No, carrot cakes only come in as 8-inch double layers.
(Hear customer yell across the room) honey, they don't have carrot cake that big. The only have white, chocolate, yellow, or marble.
Customer finally decides on cake flavor and then asks, "Do you have a Batman kit?"
I think we do but let me go check. Yes, we do have a Batman kit.
Okay, I need it to say Happy Birthday Jimmy. You know what? He's decided he wants the Spiderman kit instead. Do you have that?
I'll go look. Yes, we do have it.
I'll take that one and can I change it to a full sheet?
Yes, that will be fine. When do you need it?
I need it in 30 minutes.
Another typical conversation similar to the one above is when the person on the phone never answers your questions in the order you ask them. You ask them when they want the cake. They tell you what flavor they want. You ask them what size they need. They tell you what they want written on it. You ask them what flavor. They tell you when they want to pick it up.
I start at 10pm and will answer calls when I know the acsm is closing the fuel station or if the service desk is paged too many times.
The most annoying call I have ever had was a lady wanted to know if we carried mason jars. She was in the store about 25 feet from the phone I used to answer the call...
Correction: The most annoying calls are the fast alert calls. It takes three minutes to tell me there is a fast alert, where it is, tag # and ask me to acknowledge the call. They adjusted the fast alert system recently. Now it calls me two and sometimes three times for the same fast alert within 3 minutes. I had already logged into the computer and acknowledged the alert and I get another call.
"Hello. (pause). Store 7xx you have a fast alert. (pause) Press 1 to hear the call. (pause) The fast alert is in the deli island (dot) (pause) The tag id is an34098. Check your fast alert system. To respond with accept, press 1. (pause). (pause). Good bye"
First, whoever decided how to attach the numbered sensors is an idiot. Can't read any serial numbers on any of the sensors in the entire store. I have used a mirror and taken a picture on my phone just to read the serial number.
Second, I have to log into citrix to acknowledge the fast alert on the map so I will know where it is. It is always the same 5 coolers.
The fast alert call could be 20 seconds tops. "Store 7xx, check your fast alert system. Press 1 to acknowledge"
I thought I had it bad. I was at another store one morning and the the csm kept paging the store manager about the fast alert. Repeating word for word what the robot call said like a town crier.

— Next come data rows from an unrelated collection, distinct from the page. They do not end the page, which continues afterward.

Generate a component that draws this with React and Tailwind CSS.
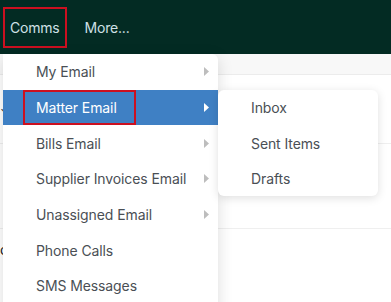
const ITEMS = [
  { label: "My Email", sub: true },
  { label: "Matter Email", sub: true, active: true },
  { label: "Bills Email", sub: true },
  { label: "Supplier Invoices Email", sub: true },
  { label: "Unassigned Email", sub: true },
  { label: "Phone Calls" },
  { label: "SMS Messages" },
];

const SUB = ["Inbox", "Sent Items", "Drafts"];

function Caret({ white }) {
  return (
    <svg width="5" height="9" viewBox="0 0 5 9" className="shrink-0">
      <path d="M0 0 L5 4.5 L0 9 Z" fill={white ? "#ffffff" : "#bdbdbd"} />
    </svg>
  );
}

export default function App() {
  return (
    <div
      className="relative w-[391px] h-[302px] overflow-hidden bg-white"
      style={{ fontFamily: "Inter, 'Noto Sans', sans-serif" }}
    >
      {/* top nav */}
      <div className="h-[54px] bg-[#032b23] flex items-center pl-[3px] gap-[18px] text-[14px] text-[#cfe0e6]">
        <div className="h-[41px] px-[5px] flex items-center border-2 border-[#cc1020] tracking-[-0.2px]">Comms</div>
        <div className="tracking-[-0.2px]">More...</div>
      </div>

      {/* page behind */}
      <div className="h-[21px] bg-[#f8f8f8] border-b border-[#ececec]" />
      <div className="h-[69px] border-b border-[#efefef] flex items-center text-[12px] text-[#333]">
        <span>⌄</span>
      </div>
      <div className="h-[85px] border-b border-[#efefef]" />
      <div className="flex items-center h-[40px] text-[14px] text-[#222]">
        <span>c</span>
      </div>

      {/* main dropdown */}
      <div className="absolute left-[3px] top-[54px] w-[215px] h-[260px] bg-white rounded-tr-[6px] shadow-[0_4px_16px_rgba(0,0,0,0.14)] text-[14px] text-[#4a4f55] tracking-[-0.1px]">
        {ITEMS.map((it) => (
          <div
            key={it.label}
            className={
              "h-[35.7px] flex items-center justify-between pl-[33px] pr-[9px] " +
              (it.active ? "bg-[#3f80c4] text-white" : "")
            }
          >
            {it.active ? (
              <span className="h-[35px] -ml-[13px] pl-[11px] pr-[17px] flex items-center border-2 border-[#cc1020]">
                {it.label}
              </span>
            ) : (
              <span>{it.label}</span>
            )}
            {it.sub && <Caret white={it.active} />}
          </div>
        ))}
      </div>

      {/* submenu */}
      <div className="absolute left-[218px] top-[90px] w-[160px] h-[106px] bg-white rounded-[6px] shadow-[0_2px_10px_rgba(0,0,0,0.13)] text-[14px] text-[#4a4f55] tracking-[-0.1px]">
        {SUB.map((s) => (
          <div key={s} className="h-[35.5px] flex items-center pl-[33px]">
            {s}
          </div>
        ))}
      </div>
    </div>
  );
}
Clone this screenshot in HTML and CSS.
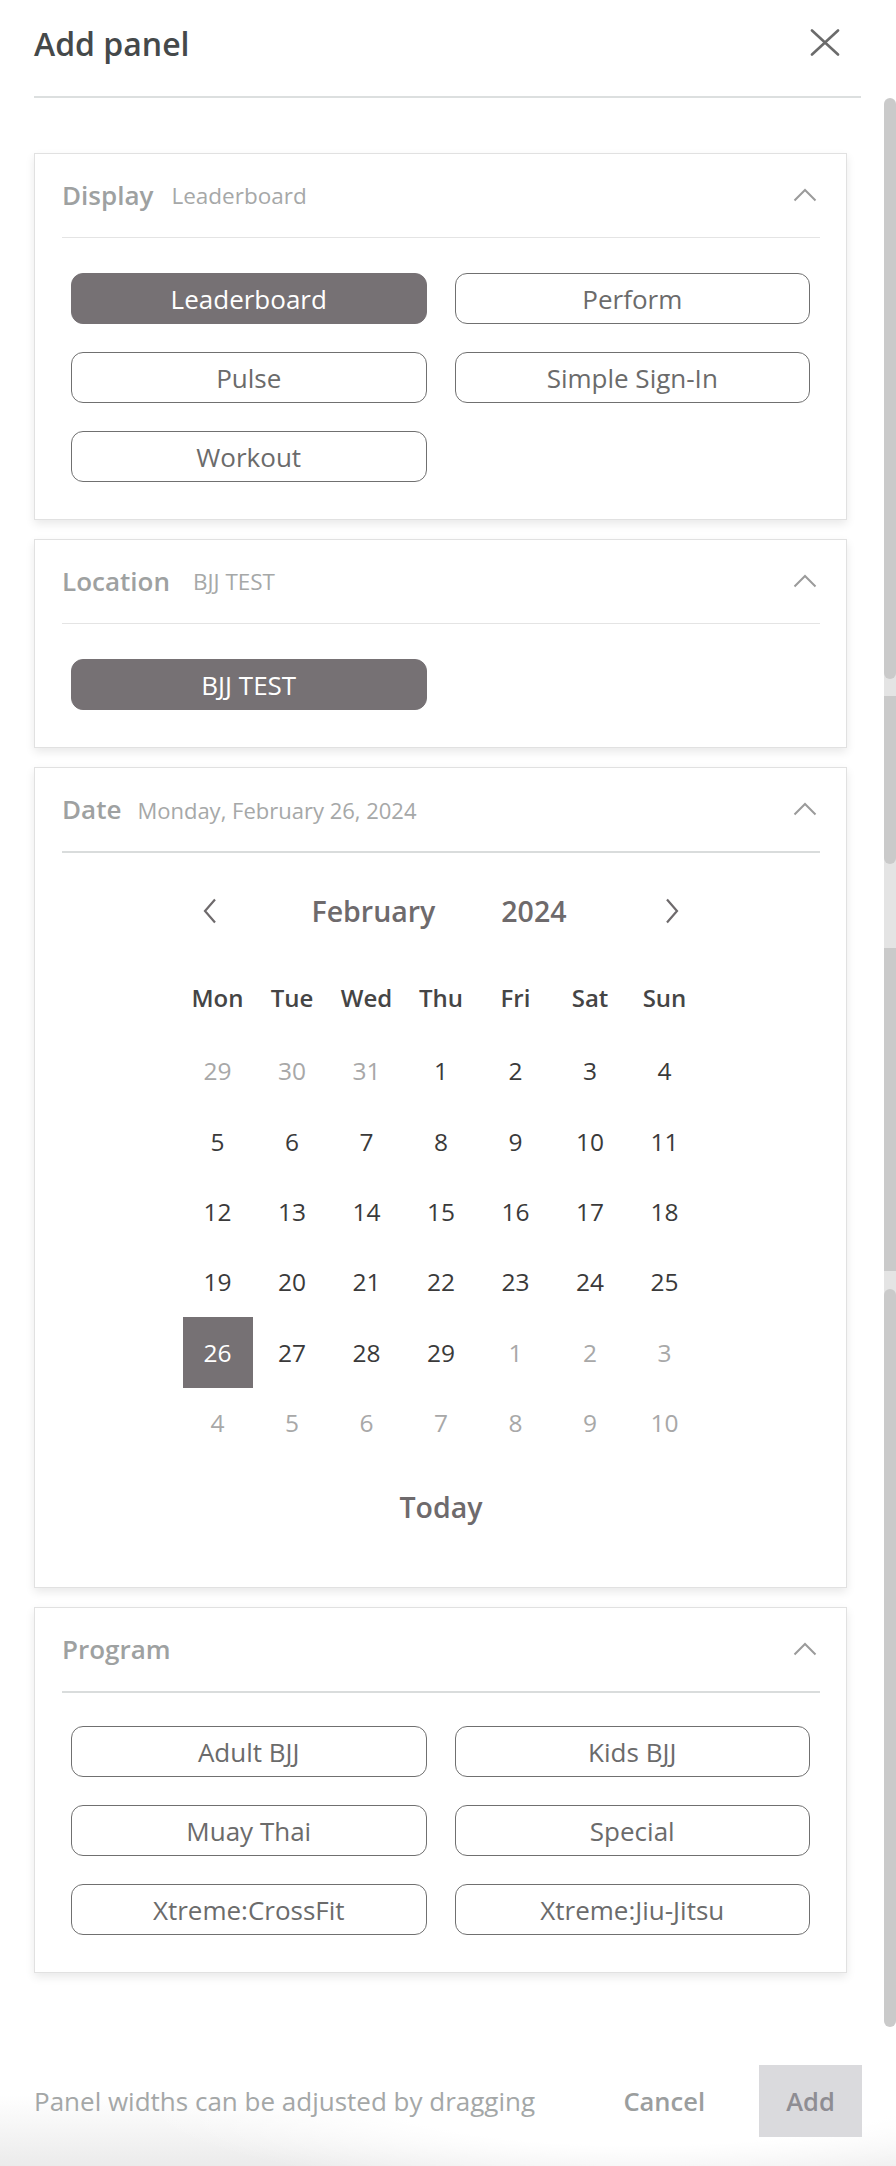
FILE: index.html
```html
<!DOCTYPE html>
<html lang="en">
<head>
<meta charset="utf-8">
<title>Add panel</title>
<link rel="stylesheet" href="styles.css">
</head>
<body>
<div class="modal">
  <header class="modal-header">
    <h1 class="modal-title">Add panel</h1>
    <button class="close-btn" aria-label="Close">
      <svg width="30" height="27" viewBox="0 0 30 27"><path d="M2 1.5 L28 25.5 M28 1.5 L2 25.5" stroke="#6b6b6b" stroke-width="2.6" fill="none" stroke-linecap="round"/></svg>
    </button>
  </header>

  <div class="scroll-area">
    <div class="panels">
      <section class="card">
        <div class="card-header">
          <span class="card-title">Display</span>
          <span class="card-sub">Leaderboard</span>
          <svg class="chev" width="24" height="14" viewBox="0 0 24 14"><polyline points="1.5,12.5 12,2 22.5,12.5" fill="none" stroke="#9b9b9b" stroke-width="2"/></svg>
        </div>
        <div class="chip-grid">
          <div class="chip chip-on">Leaderboard</div>
          <div class="chip">Perform</div>
          <div class="chip">Pulse</div>
          <div class="chip">Simple Sign-In</div>
          <div class="chip">Workout</div>
        </div>
      </section>

      <section class="card">
        <div class="card-header">
          <span class="card-title">Location</span>
          <span class="card-sub sub-wide">BJJ TEST</span>
          <svg class="chev" width="24" height="14" viewBox="0 0 24 14"><polyline points="1.5,12.5 12,2 22.5,12.5" fill="none" stroke="#9b9b9b" stroke-width="2"/></svg>
        </div>
        <div class="chip-grid">
          <div class="chip chip-on">BJJ TEST</div>
        </div>
      </section>

      <section class="card">
        <div class="card-header card-header-strong">
          <span class="card-title">Date</span>
          <span class="card-sub sub-date">Monday, February 26, 2024</span>
          <svg class="chev" width="24" height="14" viewBox="0 0 24 14"><polyline points="1.5,12.5 12,2 22.5,12.5" fill="none" stroke="#9b9b9b" stroke-width="2"/></svg>
        </div>
        <div class="calendar">
          <div class="cal-nav">
            <button class="cal-arrow" aria-label="Previous month">
              <svg width="16" height="26" viewBox="0 0 16 26"><polyline points="13,1.5 3,13 13,24.5" fill="none" stroke="#6e6a6c" stroke-width="2.2"/></svg>
            </button>
            <div class="cal-title"><span>February</span><span>2024</span></div>
            <button class="cal-arrow" aria-label="Next month">
              <svg width="16" height="26" viewBox="0 0 16 26"><polyline points="3,1.5 13,13 3,24.5" fill="none" stroke="#6e6a6c" stroke-width="2.2"/></svg>
            </button>
          </div>
          <div class="cal-week">
            <span>Mon</span><span>Tue</span><span>Wed</span><span>Thu</span><span>Fri</span><span>Sat</span><span>Sun</span>
          </div>
          <div class="cal-days">
            <span class="muted">29</span><span class="muted">30</span><span class="muted">31</span><span>1</span><span>2</span><span>3</span><span>4</span>
            <span>5</span><span>6</span><span>7</span><span>8</span><span>9</span><span>10</span><span>11</span>
            <span>12</span><span>13</span><span>14</span><span>15</span><span>16</span><span>17</span><span>18</span>
            <span>19</span><span>20</span><span>21</span><span>22</span><span>23</span><span>24</span><span>25</span>
            <span><b class="sel">26</b></span><span>27</span><span>28</span><span>29</span><span class="muted">1</span><span class="muted">2</span><span class="muted">3</span>
            <span class="muted">4</span><span class="muted">5</span><span class="muted">6</span><span class="muted">7</span><span class="muted">8</span><span class="muted">9</span><span class="muted">10</span>
          </div>
          <div class="cal-today">Today</div>
        </div>
      </section>

      <section class="card">
        <div class="card-header card-header-strong">
          <span class="card-title">Program</span>
          <svg class="chev" width="24" height="14" viewBox="0 0 24 14"><polyline points="1.5,12.5 12,2 22.5,12.5" fill="none" stroke="#9b9b9b" stroke-width="2"/></svg>
        </div>
        <div class="chip-grid chip-grid-tight">
          <div class="chip">Adult BJJ</div>
          <div class="chip">Kids BJJ</div>
          <div class="chip">Muay Thai</div>
          <div class="chip">Special</div>
          <div class="chip">Xtreme:CrossFit</div>
          <div class="chip">Xtreme:Jiu-Jitsu</div>
        </div>
      </section>
    </div>

    <div class="scrollbar" aria-hidden="true">
      <div class="sb sb-1"></div>
      <div class="sb-gap sb-2"></div>
      <div class="sb sb-3"></div>
      <div class="sb-gap sb-4"></div>
      <div class="sb sb-5"></div>
      <div class="sb-gap sb-6"></div>
      <div class="sb sb-7"></div>
    </div>
  </div>

  <footer class="modal-footer">
    <span class="hint">Panel widths can be adjusted by dragging</span>
    <button class="btn-cancel">Cancel</button>
    <button class="btn-add">Add</button>
  </footer>
</div>
</body>
</html>
```

FILE: styles.css
```css
* { box-sizing: border-box; }

html, body {
  margin: 0;
  padding: 0;
}

body {
  width: 896px;
  height: 2166px;
  overflow: hidden;
  font-family: "Open Sans", "Liberation Sans", sans-serif;
  background:
    radial-gradient(ellipse 520px 110px at 640px 2085px, #ffffff 55%, rgba(255,255,255,0) 100%),
    linear-gradient(to bottom, #ffffff 0, #ffffff 2095px, #ebebeb 2166px);
}

button {
  font-family: inherit;
  border: none;
  background: none;
  padding: 0;
  cursor: pointer;
}

.modal {
  display: flex;
  flex-direction: column;
  height: 2166px;
}

/* Header */
.modal-header {
  margin: 0 35px 0 34px;
  height: 98px;
  border-bottom: 2px solid #dcdfdf;
  display: flex;
  align-items: center;
  justify-content: space-between;
  padding-bottom: 8px;
}

.modal-title {
  margin: 0;
  font-size: 32px;
  font-weight: 600;
  color: #45494a;
  line-height: 1.3;
}

.close-btn {
  width: 30px;
  height: 27px;
  margin-right: 21px;
  margin-bottom: 4px;
  display: flex;
}

/* Scroll area */
.scroll-area {
  display: flex;
  height: 1929px;
}

.panels {
  width: 813px;
  margin-left: 34px;
  padding-top: 55px;
  display: flex;
  flex-direction: column;
  gap: 19px;
}

.card {
  background: #fff;
  border: 1px solid #e1e1e1;
  box-shadow: 0 4px 9px rgba(0, 0, 0, 0.09);
  padding: 0 26px 0 27px;
}

.card-header {
  height: 84px;
  border-bottom: 1px solid #e4e4e4;
  display: flex;
  align-items: center;
}

.card-header-strong {
  height: 85px;
  border-bottom: 2px solid #d9dcdc;
}

.card-title {
  font-size: 26px;
  font-weight: 600;
  color: #9ea1a1;
  margin-right: 18px;
  margin-top: -2px;
}

.card-sub {
  font-size: 22.5px;
  color: #a6a8a8;
}

.sub-wide {
  margin-left: 5px;
}

.sub-date {
  font-size: 22px;
  margin-left: -2px;
}

.chev {
  margin-left: auto;
  margin-right: 3px;
  margin-top: -2px;
}

/* Chips */
.chip-grid {
  display: grid;
  grid-template-columns: 1fr 1fr;
  grid-auto-rows: 51px;
  gap: 28px;
  padding: 35px 10px 37px 9px;
}

.chip-grid-tight {
  padding-top: 33px;
}

.chip {
  border: 1px solid #707070;
  border-radius: 12px;
  display: flex;
  align-items: center;
  justify-content: center;
  font-size: 26px;
  color: #6b6b6b;
  background: #fff;
}

.chip-on {
  background: #767174;
  border-color: #767174;
  color: #fff;
}

/* Calendar */
.calendar {
  padding: 23px 0 45px;
}

.cal-nav {
  width: 521.5px;
  height: 70px;
  margin: 0 auto 15px;
  display: flex;
  align-items: center;
  justify-content: space-between;
}

.cal-arrow {
  width: 60px;
  height: 40px;
  display: flex;
  align-items: center;
  justify-content: center;
}

.cal-title {
  display: flex;
  gap: 66px;
  font-size: 28.5px;
  font-weight: 600;
  color: #6e6a6c;
  margin-right: 4px;
}

.cal-week,
.cal-days {
  width: 521.5px;
  margin: 0 auto;
  display: grid;
  grid-template-columns: repeat(7, 1fr);
}

.cal-week {
  grid-auto-rows: 72px;
  margin-bottom: 2.5px;
  font-size: 24px;
  font-weight: 600;
  color: #454545;
}

.cal-days {
  grid-auto-rows: 70.4px;
  font-size: 24.5px;
  color: #3a3a3a;
}

.cal-week span,
.cal-days span {
  display: flex;
  align-items: center;
  justify-content: center;
}

.cal-days .muted {
  color: #a8a8a8;
}

.sel {
  width: 70px;
  height: 71px;
  display: flex;
  align-items: center;
  justify-content: center;
  background: #767174;
  color: #fff;
  font-weight: 400;
}

.cal-today {
  margin-top: 14.5px;
  height: 70px;
  display: flex;
  align-items: center;
  justify-content: center;
  font-size: 28.5px;
  font-weight: 600;
  color: #6e6a6c;
}

/* Scrollbar */
.scrollbar {
  margin-left: auto;
  width: 12px;
  display: flex;
  flex-direction: column;
  background: linear-gradient(to bottom, #fff 0, #fff 8px, #e4e4e4 8px, #e4e4e4 calc(100% - 8px), #fff calc(100% - 8px));
}

.sb {
  background: #cacaca;
}

.sb-gap {
  background: #e4e4e4;
}

.sb-1 { height: 581px; border-radius: 6px; }
.sb-2 { height: 17px; }
.sb-3 { height: 168px; border-radius: 0 0 6px 6px; }
.sb-4 { height: 84px; }
.sb-5 { height: 324px; }
.sb-6 { height: 18px; }
.sb-7 { height: 738px; border-radius: 6px; }

/* Footer */
.modal-footer {
  margin-top: 38px;
  height: 72px;
  padding: 0 34px;
  display: flex;
  align-items: center;
}

.hint {
  font-size: 26px;
  color: #a4a7a7;
}

.btn-cancel {
  margin-left: auto;
  margin-right: 54px;
  font-size: 25.5px;
  font-weight: 600;
  color: #9b9e9e;
}

.btn-add {
  width: 103px;
  height: 72px;
  background: #dadadd;
  font-size: 25.5px;
  font-weight: 600;
  color: #8e8d93;
}
```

-- Edited by Anonymouse1 on Tuesday 25th of June 2019 06:34:45 AM
The most annoying call I have ever had was a lady wanted to know if we carried mason jars. She was in the store about 25 feet from the phone I used to answer the call...
E: Bakery Dept
C: I need a cake
E: Ok what size?
C: Just a Cake
(Asks this EASY question CLEARLY THREE TIMES)
C: *HUFFS* Full sheet
E: What flavor white, chocolate, marble, carrot.
C: A full sheet cake
E: *inaudible sigh* asks flavor question 3 times
C: *giggles* oh white. NO chocolate
E: Any filling? (Lists filling)
C: Rasberry
E: What kind of frosting buttercream or whipped
C: The sweet kind
E: They're both sweet ma'am one is just more sweet than the other.
C: The sweet one
E: *Facepalms* Ok got it. I need your name and number please and the date you need it by
C: *gives name and number and date
Customer NEVER shows up until 3 days AFTER it's been ready. By then it's been devoured by us. ABSOLUTELY LIVID customer DEMANDS that we give them a NEW cake for free EVEN THOUGH they NEVER answered their phone. We refuse, and they knock a display over onto the floor. To be nice and keep the peace, our manager escorts the customer to the doors and tells them.to leave.